▸ EXERCISE AIM: How many lines in the listing below include the word "this"? Answer with the number and nothing else.

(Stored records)
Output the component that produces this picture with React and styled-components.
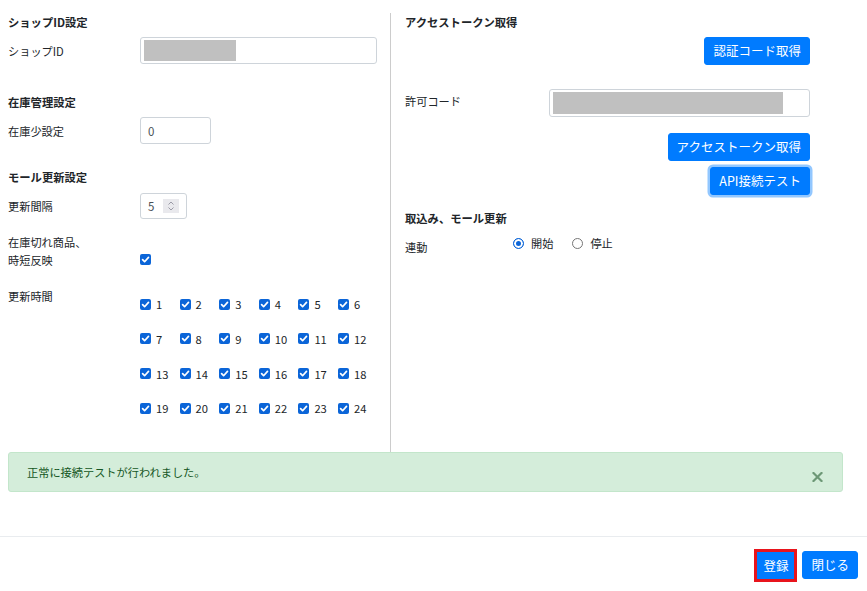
import React from 'react';
import styled, { createGlobalStyle } from 'styled-components';

const Global = createGlobalStyle`
  html, body { margin: 0; padding: 0; background: #fff; }
  body {
    font-family: "Noto Sans CJK JP", "Noto Sans", sans-serif;
    color: #212529;
    font-size: 11.2px;
  }
  * { box-sizing: border-box; }
`;

const Body = styled.div`
  padding: 13px 24px 0 8px;
`;

const Columns = styled.div`
  display: grid;
  grid-template-columns: 383px 1fr;
`;

const LeftCol = styled.div`
  display: flex;
  flex-direction: column;
  border-right: 1px solid #cccccc;
  padding-bottom: 26px;
`;

const RightCol = styled.div`
  display: flex;
  flex-direction: column;
  padding: 0 33px 0 14px;
`;

const Title = styled.div`
  font-weight: 700;
  font-size: 11.3px;
  line-height: 18px;
  margin-top: ${p => p.$mt || 0}px;
`;

const Row = styled.div`
  display: flex;
  align-items: ${p => p.$align || 'center'};
  margin-top: ${p => p.$mt || 0}px;
`;

const Label = styled.div`
  width: ${p => p.$w}px;
  flex-shrink: 0;
  line-height: 18px;
  font-size: 11.2px;
  padding-top: ${p => p.$pt || 0}px;
  padding-bottom: ${p => p.$pb || 0}px;
`;

const TextBox = styled.div`
  width: ${p => p.$w}px;
  height: ${p => p.$h || 27}px;
  border: 1px solid #ced4da;
  border-radius: 3px;
  background: #fff;
  display: flex;
  align-items: center;
  padding: ${p => p.$pad || '0 7px'};
  color: #495057;
  font-size: 11.5px;
`;

const Redacted = styled.span`
  display: block;
  width: ${p => p.$w}px;
  height: ${p => p.$h}px;
  background: #c0c0c0;
`;

const Spinner = styled.span`
  margin-left: auto;
  width: 16px;
  height: 14px;
  background: #e9e9ed;
  display: flex;
  align-items: center;
  justify-content: center;
`;

const CheckBoxBox = styled.span`
  width: 11px;
  height: 11px;
  border-radius: 2px;
  background: #0b65d8;
  display: inline-flex;
  align-items: center;
  justify-content: center;
  flex-shrink: 0;
  margin-bottom: ${p => p.$mb || 0}px;
`;

const HourGrid = styled.div`
  display: grid;
  grid-template-columns: repeat(6, 39.6px);
  grid-auto-rows: 34.67px;
`;

const HourItem = styled.label`
  display: flex;
  align-items: center;
  gap: 5px;
  font-size: 11.2px;
  line-height: 14px;
`;

const ButtonRow = styled.div`
  display: flex;
  justify-content: flex-end;
  margin-top: ${p => p.$mt || 0}px;
`;

const Button = styled.button`
  font-family: inherit;
  font-size: 12.5px;
  line-height: 18px;
  padding: 4px 8px;
  border: 1px solid #007bff;
  background: #007bff;
  color: #fff;
  border-radius: 3px;
  cursor: pointer;
  ${p => p.$focus && 'box-shadow: 0 0 0 2.5px rgba(38, 143, 255, 0.5);'}
`;

const MarkedButton = styled(Button)`
  border: 3px solid #e8141c;
  border-radius: 0;
  padding: 4px 6px;
  line-height: 19px;
`;

const RadioGroup = styled.div`
  display: flex;
  align-items: center;
  gap: 19px;
`;

const RadioItem = styled.label`
  display: flex;
  align-items: center;
  gap: 7px;
  line-height: 18px;
  font-size: 11.2px;
`;

const RadioDot = styled.span`
  width: 11px;
  height: 11px;
  border-radius: 50%;
  flex-shrink: 0;
  border: 1px solid ${p => (p.$on ? '#0b65d8' : '#767676')};
  background: ${p => (p.$on ? '#0b65d8' : '#fff')};
  box-shadow: ${p => (p.$on ? 'inset 0 0 0 2px #fff' : 'none')};
`;

const Alert = styled.div`
  height: 40px;
  border: 1px solid #c3e6cb;
  background: #d4edda;
  border-radius: 3px;
  color: #155724;
  display: flex;
  align-items: center;
  padding: 0 19px 0 18px;
  font-size: 11.2px;
  line-height: 18px;
`;

const AlertText = styled.span`
  flex: 1;
`;

const CloseBtn = styled.span`
  display: flex;
  padding-top: 11px;
`;

const Footer = styled.div`
  margin-top: 44px;
  border-top: 1px solid #e9ecef;
  display: flex;
  justify-content: flex-end;
  align-items: center;
  gap: 5px;
  padding: 12px 9px 9px;
`;

const Check = ({ mb }) => (
  <CheckBoxBox $mb={mb}>
    <svg width="11" height="11" viewBox="0 0 11 11">
      <polyline points="2.6,5.7 4.6,7.7 8.5,3.4" fill="none" stroke="#fff" strokeWidth="1.7" strokeLinecap="round" strokeLinejoin="round" />
    </svg>
  </CheckBoxBox>
);

const hours = Array.from({ length: 24 }, (_, i) => i + 1);

export default function App() {
  return (
    <>
      <Global />
      <Body>
        <Columns>
          <LeftCol>
            <Title>ショップID設定</Title>
            <Row $mt={6}>
              <Label $w={132}>ショップID</Label>
              <TextBox $w={237} $pad="0 3px">
                <Redacted $w={92} $h={21} />
              </TextBox>
            </Row>

            <Title $mt={29}>在庫管理設定</Title>
            <Row $mt={6}>
              <Label $w={132}>在庫少設定</Label>
              <TextBox $w={71}>0</TextBox>
            </Row>

            <Title $mt={24}>モール更新設定</Title>
            <Row $mt={7}>
              <Label $w={132}>更新間隔</Label>
              <TextBox $w={47} $h={26}>
                5
                <Spinner>
                  <svg width="8" height="12" viewBox="0 0 8 12">
                    <polyline points="1.5,4.5 4,2 6.5,4.5" fill="none" stroke="#9a9aa6" strokeWidth="1" />
                    <polyline points="1.5,7.5 4,10 6.5,7.5" fill="none" stroke="#9a9aa6" strokeWidth="1" />
                  </svg>
                </Spinner>
              </TextBox>
            </Row>

            <Row $mt={14} $align="flex-end">
              <Label $w={132}>在庫切れ商品、<br />時短反映</Label>
              <Check mb={4} />
            </Row>

            <Row $mt={18} $align="flex-start">
              <Label $w={132}>更新時間</Label>
              <HourGrid>
                {hours.map(h => (
                  <HourItem key={h}>
                    <Check />
                    {h}
                  </HourItem>
                ))}
              </HourGrid>
            </Row>
          </LeftCol>

          <RightCol>
            <Title>アクセストークン取得</Title>
            <ButtonRow $mt={6}>
              <Button>認証コード取得</Button>
            </ButtonRow>
            <Row $mt={24}>
              <Label $w={144} $pb={4}>許可コード</Label>
              <TextBox $w={261} $h={28} $pad="0 3px">
                <Redacted $w={230} $h={22} />
              </TextBox>
            </Row>
            <ButtonRow $mt={16}>
              <Button>アクセストークン取得</Button>
            </ButtonRow>
            <ButtonRow $mt={6}>
              <Button $focus>API接続テスト</Button>
            </ButtonRow>

            <Title $mt={14}>取込み、モール更新</Title>
            <Row $mt={7} $align="flex-start">
              <Label $w={108} $pt={4}>連動</Label>
              <RadioGroup>
                <RadioItem>
                  <RadioDot $on />
                  開始
                </RadioItem>
                <RadioItem>
                  <RadioDot />
                  停止
                </RadioItem>
              </RadioGroup>
            </Row>
          </RightCol>
        </Columns>

        <Alert>
          <AlertText>正常に接続テストが行われました。</AlertText>
          <CloseBtn>
            <svg width="11" height="10" viewBox="0 0 11 10">
              <path d="M1.5 1 L9.5 9 M9.5 1 L1.5 9" stroke="#6d9876" strokeWidth="2.2" strokeLinecap="square" />
            </svg>
          </CloseBtn>
        </Alert>
      </Body>

      <Footer>
        <MarkedButton>登録</MarkedButton>
        <Button>閉じる</Button>
      </Footer>
    </>
  );
}
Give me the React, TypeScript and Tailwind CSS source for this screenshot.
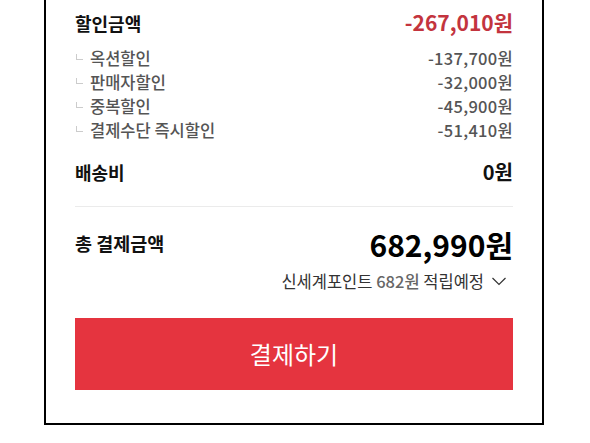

▸ FINAL RESULT: 2